§ Task directions
Show each line of the data below that has the string "page" in it.

§ Source excerpt
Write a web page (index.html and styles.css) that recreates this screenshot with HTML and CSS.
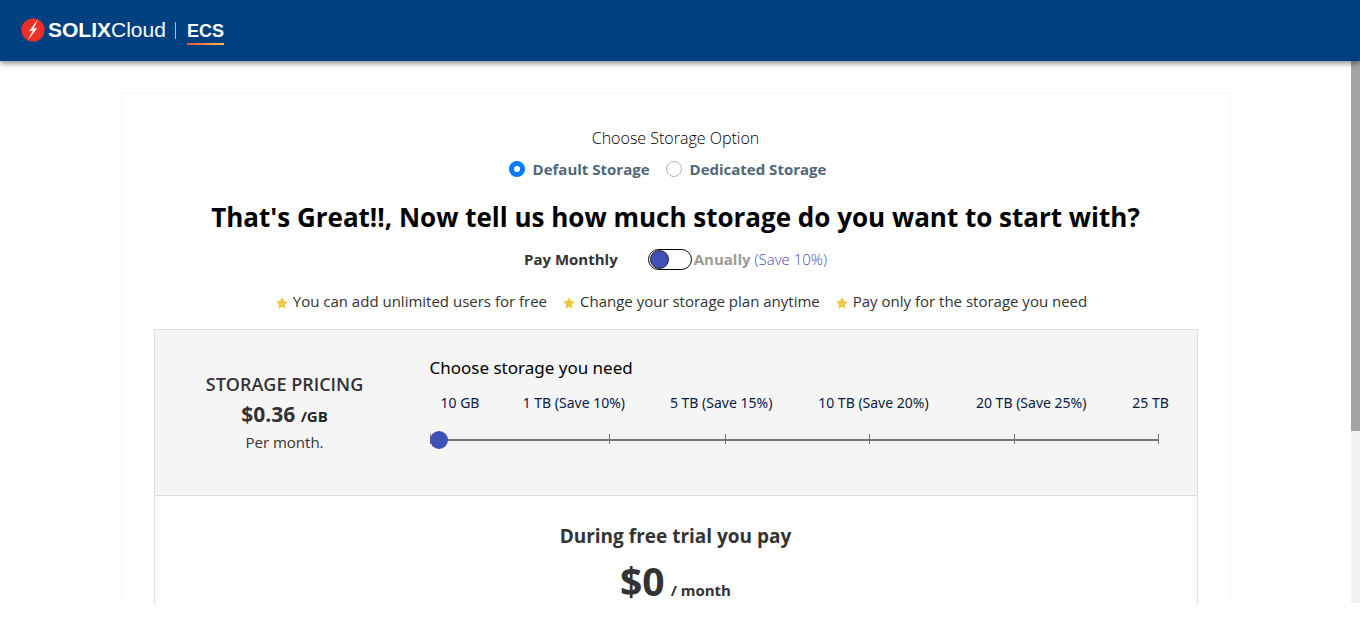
FILE: index.html
```html
<!DOCTYPE html>
<html lang="en">
<head>
<meta charset="utf-8">
<title>SOLIXCloud ECS</title>
<meta name="viewport" content="width=device-width, initial-scale=1">
<link rel="stylesheet" href="styles.css">
</head>
<body>
<header class="topbar">
  <a class="brand" href="#">
    <svg class="brand-mark" viewBox="0 0 24 24" aria-hidden="true">
      <circle cx="12" cy="12" r="11.6" fill="#ee3128"/>
      <path d="M17 1 8 13.400 11.900 12.300 6.800 22.400 16.400 9.800 12.600 10.900Z" fill="#fff"/>
    </svg>
    <span class="brand-name"><b>SOLIX</b>Cloud</span>
    <span class="brand-divider"></span>
    <span class="brand-product">ECS</span>
  </a>
</header>
<div class="viewport">
  <main class="scroll-area">
    <section class="card">
      <form class="plan-form">
        <fieldset class="storage-type">
          <legend class="storage-legend">Choose Storage Option</legend>
          <div class="radio-row">
            <label class="radio"><input type="radio" name="storage" checked>Default Storage</label>
            <label class="radio"><input type="radio" name="storage">Dedicated Storage</label>
          </div>
        </fieldset>
        <h1 class="headline">That's Great!!, Now tell us how much storage do you want to start with?</h1>
        <div class="billing">
          <label class="billing-monthly" for="billing">Pay Monthly</label>
          <input class="switch" type="checkbox" role="switch" id="billing">
          <label class="billing-annual" for="billing">Anually <span class="billing-save">(Save 10%)</span></label>
        </div>
        <ul class="perks">
          <li class="perk"><svg class="star" viewBox="0 0 24 24" aria-hidden="true"><path d="M12 0l3.7 7.9 8.3 1.1-6.1 6 1.6 8.7L12 19.5l-7.5 4.2L6.100 15 0 9l8.300-1.100z"/></svg>You can add unlimited users for free</li>
          <li class="perk"><svg class="star" viewBox="0 0 24 24" aria-hidden="true"><path d="M12 0l3.7 7.9 8.3 1.1-6.1 6 1.6 8.7L12 19.5l-7.5 4.2L6.100 15 0 9l8.300-1.100z"/></svg>Change your storage plan anytime</li>
          <li class="perk"><svg class="star" viewBox="0 0 24 24" aria-hidden="true"><path d="M12 0l3.7 7.9 8.3 1.1-6.1 6 1.6 8.7L12 19.5l-7.5 4.2L6.100 15 0 9l8.300-1.100z"/></svg>Pay only for the storage you need</li>
        </ul>
        <div class="panel">
          <div class="pricing">
            <div class="price">
              <h2 class="price-title">STORAGE PRICING</h2>
              <p class="price-value">$0.36 <span class="price-unit">/GB</span></p>
              <p class="price-period">Per month.</p>
            </div>
            <div class="amount">
              <label class="amount-title" for="amount">Choose storage you need</label>
              <div class="amount-labels">
                <span>10 GB</span><span>1 TB (Save 10%)</span><span>5 TB (Save 15%)</span><span>10 TB (Save 20%)</span><span>20 TB (Save 25%)</span><span>25 TB</span>
              </div>
              <div class="slider">
                <div class="ticks"><i></i><i></i><i></i><i></i><i></i></div>
                <input class="range" id="amount" type="range" min="0" max="25" value="0">
              </div>
            </div>
          </div>
          <div class="trial">
            <h2 class="trial-title">During free trial you pay</h2>
            <p class="trial-price"><span>$0</span><span class="trial-unit">/ month</span></p>
          </div>
        </div>
      </form>
    </section>
  </main>
  <div class="scrollbar" aria-hidden="true"><div class="scrollbar-thumb"></div></div>
</div>
</body>
</html>
```
FILE: styles.css
```css
* { box-sizing: border-box; }

body {
  margin: 0;
  height: 100vh;
  display: flex;
  flex-direction: column;
  padding-bottom: 19px;
  overflow: hidden;
  background: #fff;
  color: #212529;
  font-family: "Open Sans", "Noto Sans", sans-serif;
  font-size: 15px;
  line-height: 24px;
}

h1, h2, p, ul, fieldset { margin: 0; padding: 0; border: 0; }

/* Header */
.topbar {
  position: relative;
  z-index: 1;
  flex: none;
  padding: 15px 21px 16px;
  background: #004080;
  box-shadow: 0 2px 6px rgba(0, 0, 0, 0.5);
}
.brand {
  display: flex;
  align-items: center;
  height: 30px;
  color: #fff;
  text-decoration: none;
  font-family: "Liberation Sans", Arial, sans-serif;
}
.brand-mark { width: 24px; height: 24px; margin-right: 3px; }
.brand-name { font-size: 21px; }
.brand-divider { width: 1px; height: 17px; margin: 0 11px 0 9px; background: #a9bfd5; }
.brand-product {
  padding-top: 3px;
  font-size: 18px;
  font-weight: 700;
  line-height: 24px;
  border-bottom: 2px solid;
  border-image: linear-gradient(90deg, #f04a3a, #fbc34d) 1;
}

/* Scrolling page */
.viewport { flex: 1; min-height: 0; display: flex; }
.scroll-area { flex: 1; overflow-y: auto; scrollbar-width: none; padding: 32px 16px; }
.scrollbar { width: 9px; background: #f1f1f1; }
.scrollbar-thumb { height: 68.3%; background: #a4a4a4; }

.card {
  max-width: 1110px;
  margin: 0 auto;
  padding: 32px 32px 160px;
  border: 1px solid #f4f4f4;
}
.plan-form { display: flex; flex-direction: column; text-align: center; }

.storage-legend { width: 100%; padding: 0; font-size: 16px; font-weight: 300; color: #000; }
.radio-row { display: flex; justify-content: center; gap: 16px; padding: 7px 16px 0 0; }
.radio { display: flex; align-items: center; gap: 8px; font-weight: 700; color: #516679; }
.radio input {
  appearance: none;
  width: 16px;
  height: 16px;
  margin: 0;
  border: 1px solid #adb5bd;
  border-radius: 50%;
  background: #fff;
}
.radio input:checked { border: 5px solid #007bff; }

.headline { padding-top: 17px; font-size: 26px; line-height: 38px; font-weight: 700; color: #000; }

.billing { display: flex; justify-content: center; align-items: center; padding-top: 11px; }
.billing-monthly { margin-right: 30px; font-weight: 700; color: #333; }
.switch {
  appearance: none;
  display: flex;
  align-items: center;
  width: 44px;
  height: 21px;
  margin: 0 2px 0 0;
  padding: 0 1px;
  border: 1px solid #000;
  border-radius: 11px;
}
.switch::before {
  content: "";
  width: 17px;
  height: 17px;
  border: 1px solid #222;
  border-radius: 50%;
  background: #3f51b5;
}
.switch:checked::before { margin-left: auto; }
.billing-annual { font-weight: 700; color: #9b9b93; }
.billing-save { font-weight: 300; color: #3f51b5; }

.perks {
  display: flex;
  justify-content: center;
  gap: 16px;
  padding: 18px 0 16px 12px;
  list-style: none;
  color: #333;
}
.perk { display: flex; align-items: center; gap: 5px; }
.star { width: 12px; height: 12px; margin-top: 3px; fill: #f0c746; }

/* Pricing panel */
.panel { border: 1px solid #dedede; }
.pricing {
  display: grid;
  grid-template-columns: 260px 1fr;
  padding: 26px 27px 43px 0;
  background: #f5f5f5;
  border-bottom: 1px solid #dedede;
}
.price { padding-top: 14px; color: #333; }
.price-title { font-size: 18px; line-height: 28px; font-weight: 600; }
.price-value { font-size: 21px; line-height: 32px; font-weight: 700; }
.price-unit { font-size: 15px; color: #212529; }
.price-period { line-height: 20px; }

.amount { padding-left: 15px; text-align: left; font-family: "Noto Sans", "Open Sans", sans-serif; }
.amount-title { display: block; font-size: 17px; color: #000; }
.amount-labels {
  display: grid;
  grid-template-columns: 38fr 105fr 106fr 115fr 117fr 38fr;
  column-gap: 42px;
  padding: 11px 0 0 11px;
  font-size: 14px;
  text-align: center;
  white-space: nowrap;
  color: #0b1b3f;
}
.slider { display: grid; align-items: center; margin: 16px 11px 0 0; }
.ticks, .range { grid-area: 1 / 1; }
.ticks {
  display: grid;
  grid-template-columns: 180fr 116fr 144fr 145fr 144fr;
  height: 10px;
  margin-bottom: 3px;
  border-right: 1px solid #757575;
}
.ticks i { border-left: 1px solid #757575; }
.range {
  appearance: none;
  width: 100%;
  height: 18px;
  margin: 0;
  background: linear-gradient(#757575, #757575) center / 100% 2px no-repeat;
}
.range::-webkit-slider-thumb {
  appearance: none;
  width: 18px;
  height: 18px;
  border-radius: 50%;
  background: #3f51b5;
}

.trial { padding: 26px 0 32px; color: #333; }
.trial-title { font-size: 19px; line-height: 28px; font-weight: 700; }
.trial-price {
  display: flex;
  justify-content: center;
  align-items: baseline;
  gap: 6px;
  font-size: 39px;
  line-height: 62px;
  font-weight: 700;
}
.trial-unit { font-size: 15px; }
```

§ Correct answer
Write a web page (index.html and styles.css) that recreates this screenshot with HTML and CSS.
/* Scrolling page */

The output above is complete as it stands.